His spokespersons earlier denied his responsibility for RA 10175, despite his having signed it. When pressed, Mr. Aquino categorically declared that he was for it, and what’s more, favored the retention of libel—and the increased penalties for it—in the law if and when it was amended. But during a press conference last October 17 with the Foreign Correspondents Association of the Philippines (FOCAP), Mr. Aquino said he favored the decriminalization of libel.
No one at this point believes Mr. Aquino’s latest take on RA 10175. It was obvious that Mr. Aquino was pandering to the foreign press when he said he was for the decriminalization of libel. But it wasn’t only his earlier statements that made his FOCAP statement of dubious sincerity. There is also the outstanding fact that, despite a promise to work for a Freedom of Information Act, once elected he displayed such an antipathy for it Malacañang’s first versions were distinguished for their emphasis on exemptions and a mindset focused on regulation and control rather than on citizen access to government-held information as a matter of right.
Mr. Aquino’s latest statement on human rights is no less indicative of the same authoritarian, unthinking, and self-serving outlook. Interviewed over radio in New Zealand about his administration’s human rights record, he described human rights violations as the product of leftist propaganda, arguing in the same breath that the members of state security forces like the police and the military have rights too but that human rights organizations pay no attention to their plight.
If the widespread belief that human rights are being violated until now is indeed the product of leftist propaganda, it would mean that leftists have unquestioned access to the dominant organizations of print and broadcast. Any content analysis of the reporting and commentary by radio, TV, and the major broadsheets will establish that leftists—I do not mean those who belong to those rightwing organizations that for some reason the media persist in describing as “left”—not only have the most limited access to these media organizations.
They are also habitually demonized and ridiculed, the most common epithet of demonization being the phrase “extreme left,” to distinguish authentic left groups from the respectably conventional but hardly leftwing organizations with which the Aquino administration is in cozy alliance.
As for human rights violations, hasn’t Mr. Aquino heard about the killing of environmentalist Leonard Co in November 2010 or of journalists like Gerry Ortega in January 2011? What of the killing of Italian Priest Fr. Fausto Tentorio, and of the Dutch volunteer Willem Geertman?
Or, for that matter, the beatings to which suspected criminals are routinely subjected in practically every police station in the land? What of the continuing killing of workers and farmers fighting for their rights, or of human rights workers and defenders? Or the impunity with which the police and military detain, harass, and even kill ordinary citizens, including students in practicum in the communities? Are these mere products of “leftist propaganda”?

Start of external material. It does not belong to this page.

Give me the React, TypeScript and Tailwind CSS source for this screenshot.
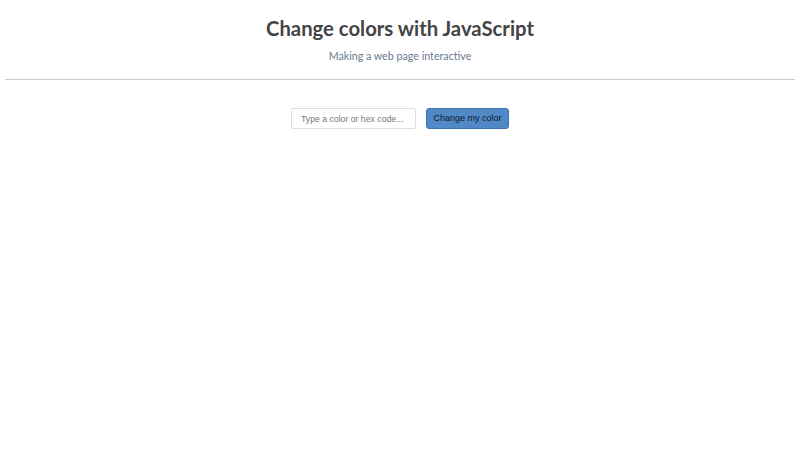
export default function App() {
  return (
    <div className="min-h-screen bg-white px-[5px] font-['Lato',sans-serif]">
      <header className="pt-[14px] text-center">
        <h1 className="text-[20.3px] font-bold leading-[28px] text-[#444444]">
          Change colors with JavaScript
        </h1>
        <p className="mt-[7px] text-[10.7px] leading-[14px] text-[#6a7a8e]">
          Making a web page interactive
        </p>
      </header>
      <hr className="mt-[16px] border-0 border-t border-[#cccccc]" />
      <div className="mt-[28px] flex justify-center gap-[10px] font-['Liberation_Sans',Arial,sans-serif]">
        <input
          type="text"
          placeholder="Type a color or hex code..."
          className="h-[21px] w-[125px] rounded-[2px] border border-[#dddddd] px-[9px] text-[8.7px] text-[#555] placeholder:text-[#777777] outline-none"
        />
        <button className="h-[21px] w-[83px] rounded-[3px] border border-[#3f76ad] bg-[#5089c6] text-[9px] text-[#111a2a]">
          Change my color
        </button>
      </div>
    </div>
  );
}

And what of the supposed rights of state actors? Do these rights supersede those of citizens who’re defending themselves? Does not state actors’ (e.g., the police and military) monopoly over the use of legal force, and their obligations under the law, make them accountable?
If Mr. Aquino thought that anyone in his right mind believed his statement about human rights violations’ being the mere product of leftist propaganda, he has another thing coming. Everyone else except Mr. Aquino and his administration knows what’s going on in the human rights arena in the Philippines.
I am not solely referring to such non-governmental organizations as Human Rights Watch, which has been asking Mr. Aquino to do something about human rights violations; Amnesty International; or the Asian Human Rights Council. I am also referring to the United Nations Human Rights Committee and the governments of the United States and New Zealand, among others.
The US State Department human rights report has documented numerous human rights violations under the Aquino administration—this year it placed them at a conservative 20 incidents in 2011—and what’s more has noted that the Philippine government investigated and prosecuted only a handful of those cases. It’s a record of impunity that includes the Aquino administration’s continuing failure to prosecute the killers of journalists, and certainly not the creation of “leftist propaganda.”
Mr. Aquino revealed himself an enemy of free expression when he signed RA 10175 while the FOI bill was languishing in Congress and its principal advocate was removed from the Liberal Party’s roster of senatorial candidates for 2013.
He has also revealed a level of cynicism and insensitivity to the plight of the kin of the forcibly disappeared, the murdered, the tortured, and the falsely imprisoned equal to that of the worst thugs resident in the police and military.
He has thereby established that he, his allies, and his administration are unworthy of the support of anyone truly human, and who understand how the persistent violations of human rights in the Philippines and the assault on free expression have made this country so much the lesser in the community of nations. (By Luis V. Teodoro. The author is a former dean of the University of the Philippines College of Mass Communication, where he teaches journalism. He is the deputy director of the Center for Media Freedom and Responsibility. He writes a weekly column for the BusinessWorld.)